Abstract

In recent years, the major television studios have increasingly insisted that their new contracts with talent, including executive producers, directors and actors, include a mandatory arbitration provision and that one particular arbitration provider, JAMS, be the forum to arbitrate all disputes. The studios defend their inclusion of mandatory arbitration provisions with JAMS as the provider, arguing that the arbitration process has safeguards to protect fairness, JAMS arbitrators are particularly well qualified and that juries tend to favor talent, not large corporations. Given the studios’ near universal designation of a sole provider in their contracts, the studios’ size and influence on the Los Angeles economy, the realities of arbitration and private judging as a for-profit business and anecdotal stories of arbitrators favoring the repeat player studios over talent, the talent community is increasingly concerned about the danger of “repeat player/provider bias” in major studio versus talent arbitrations.

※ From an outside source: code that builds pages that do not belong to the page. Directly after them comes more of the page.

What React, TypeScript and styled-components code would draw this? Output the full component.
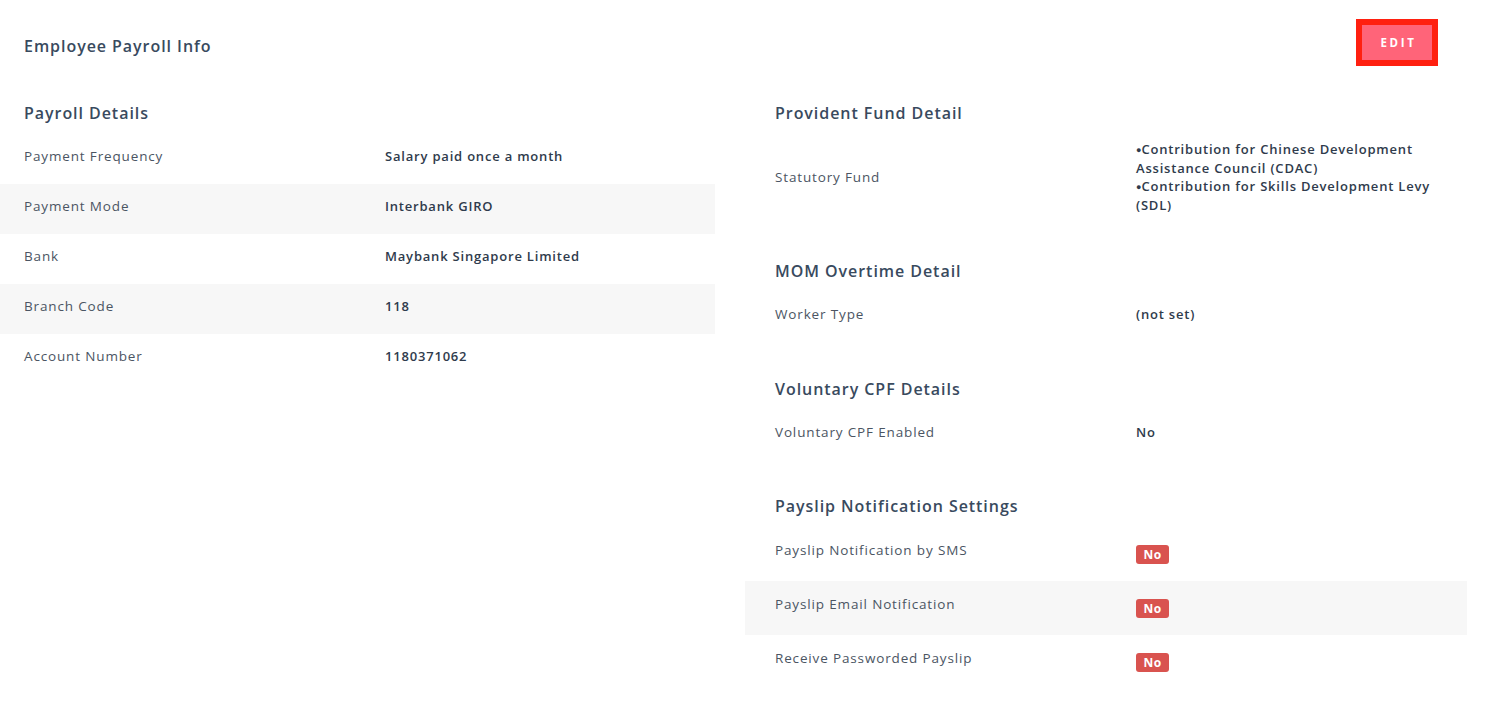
import React from "react";
import styled, { createGlobalStyle } from "styled-components";

const GlobalStyle = createGlobalStyle`
  html, body { margin: 0; padding: 0; background: #ffffff; }
  body { font-family: "Open Sans", "Liberation Sans", sans-serif; color: #3a4757; }
  * { box-sizing: border-box; }
`;

const Page = styled.div`
  width: 1486px;
  min-height: 713px;
  background: #fff;
`;

const Header = styled.div`
  height: 90px;
  display: flex;
  justify-content: space-between;
  align-items: flex-start;
  padding: 25px 54px 0 24px;
`;

const Title = styled.h1`
  margin: 10px 0 0;
  font-size: 16px;
  line-height: 22px;
  font-weight: 600;
  letter-spacing: 0.95px;
  color: #394a5e;
`;

const EditButton = styled.button`
  width: 70px;
  height: 35px;
  border: none;
  background: #ff6479;
  color: #fff;
  font-family: "Open Sans", "Liberation Sans", sans-serif;
  font-size: 11.5px;
  font-weight: 700;
  letter-spacing: 2.7px;
  padding: 0 0 0 3px;
  outline: 6px solid #ff2010;
  cursor: pointer;
`;

const Columns = styled.div`
  display: grid;
  grid-template-columns: 715px 722px;
  column-gap: 30px;
`;

const Column = styled.div`
  display: flex;
  flex-direction: column;
  gap: 36px;
  padding-top: 12px;
`;

const Section = styled.section<{ $shift?: number }>`
  margin-top: ${(p) => p.$shift ?? 0}px;
`;

const SectionTitle = styled.h2<{ $pad: number }>`
  margin: 0 0 10px;
  padding-left: ${(p) => p.$pad}px;
  font-size: 16px;
  line-height: 22px;
  font-weight: 600;
  letter-spacing: 0.95px;
  color: #394a5e;
`;

const Rows = styled.div``;

const Row = styled.div<{ $pad: number; $tall?: boolean }>`
  display: grid;
  grid-template-columns: 361px 1fr;
  align-items: start;
  padding: ${(p) => (p.$tall ? 13 : 12)}px ${(p) => p.$pad}px
    ${(p) => (p.$tall ? 17 : 18)}px;
  &:nth-child(even) {
    background: #f7f7f7;
  }
`;

const FundRow = styled(Row)`
  align-items: center;
  padding-top: 6px;
  padding-bottom: 10px;
`;

const Label = styled.div`
  font-size: 13.5px;
  line-height: 20px;
  letter-spacing: 0.85px;
  color: #4b5563;
`;

const Value = styled.div`
  font-size: 13px;
  line-height: 20px;
  font-weight: 600;
  letter-spacing: 0.8px;
  color: #2f3b4c;
`;

const FundList = styled.ul`
  margin: 0;
  padding: 0 4px 0 0;
  list-style: none;
  font-size: 13px;
  line-height: 18.5px;
  font-weight: 600;
  letter-spacing: 0.8px;
  color: #2f3b4c;
`;

const FundItem = styled.li`
  line-height: 18.5px;
  &::before {
    content: "●";
    font-size: 9px;
    line-height: 0;
    vertical-align: 1px;
    letter-spacing: 0;
  }
`;

const Badge = styled.span`
  display: inline-flex;
  align-items: center;
  justify-content: center;
  width: 33px;
  height: 19px;
  margin-top: 5px;
  border-radius: 3px;
  background: #d9534f;
  color: #fff;
  font-size: 12px;
  font-weight: 700;
  letter-spacing: 0.3px;
`;

const payroll: [string, string][] = [
  ["Payment Frequency", "Salary paid once a month"],
  ["Payment Mode", "Interbank GIRO"],
  ["Bank", "Maybank Singapore Limited"],
  ["Branch Code", "118"],
  ["Account Number", "1180371062"],
];

const payslip = [
  "Payslip Notification by SMS",
  "Payslip Email Notification",
  "Receive Passworded Payslip",
];

export default function App() {
  return (
    <Page>
      <GlobalStyle />
      <Header>
        <Title>Employee Payroll Info</Title>
        <EditButton>EDIT</EditButton>
      </Header>
      <Columns>
        <Column>
          <Section>
            <SectionTitle $pad={24}>Payroll Details</SectionTitle>
            <Rows>
              {payroll.map(([l, v]) => (
                <Row key={l} $pad={24}>
                  <Label>{l}</Label>
                  <Value>{v}</Value>
                </Row>
              ))}
            </Rows>
          </Section>
        </Column>
        <Column>
          <Section>
            <SectionTitle $pad={30}>Provident Fund Detail</SectionTitle>
            <Rows>
              <FundRow $pad={30}>
                <Label>Statutory Fund</Label>
                <FundList>
                  <FundItem>Contribution for Chinese Development Assistance Council (CDAC)</FundItem>
                  <FundItem>Contribution for Skills Development Levy (SDL)</FundItem>
                </FundList>
              </FundRow>
            </Rows>
          </Section>
          <Section>
            <SectionTitle $pad={30}>MOM Overtime Detail</SectionTitle>
            <Rows>
              <Row $pad={30}>
                <Label>Worker Type</Label>
                <Value>(not set)</Value>
              </Row>
            </Rows>
          </Section>
          <Section>
            <SectionTitle $pad={30}>Voluntary CPF Details</SectionTitle>
            <Rows>
              <Row $pad={30}>
                <Label>Voluntary CPF Enabled</Label>
                <Value>No</Value>
              </Row>
            </Rows>
          </Section>
          <Section $shift={-1}>
            <SectionTitle $pad={30}>Payslip Notification Settings</SectionTitle>
            <Rows>
              {payslip.map((l) => (
                <Row key={l} $pad={30} $tall>
                  <Label>{l}</Label>
                  <div>
                    <Badge>No</Badge>
                  </div>
                </Row>
              ))}
            </Rows>
          </Section>
        </Column>
      </Columns>
    </Page>
  );
}
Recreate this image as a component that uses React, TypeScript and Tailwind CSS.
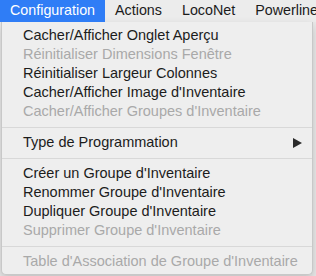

The article examines the historical trends and the reasons for them, the lack of transparency and risk of repeat player/provider bias in talent versus studio arbitrations, the legal possibilities in challenging such a mandatory arbitration provision, the potential impact of the California consumer arbitration disclosure statute and steps that can and should be made by the arbitration providers to alleviate the perception, if not the reality, of repeat player/provider bias in this arena.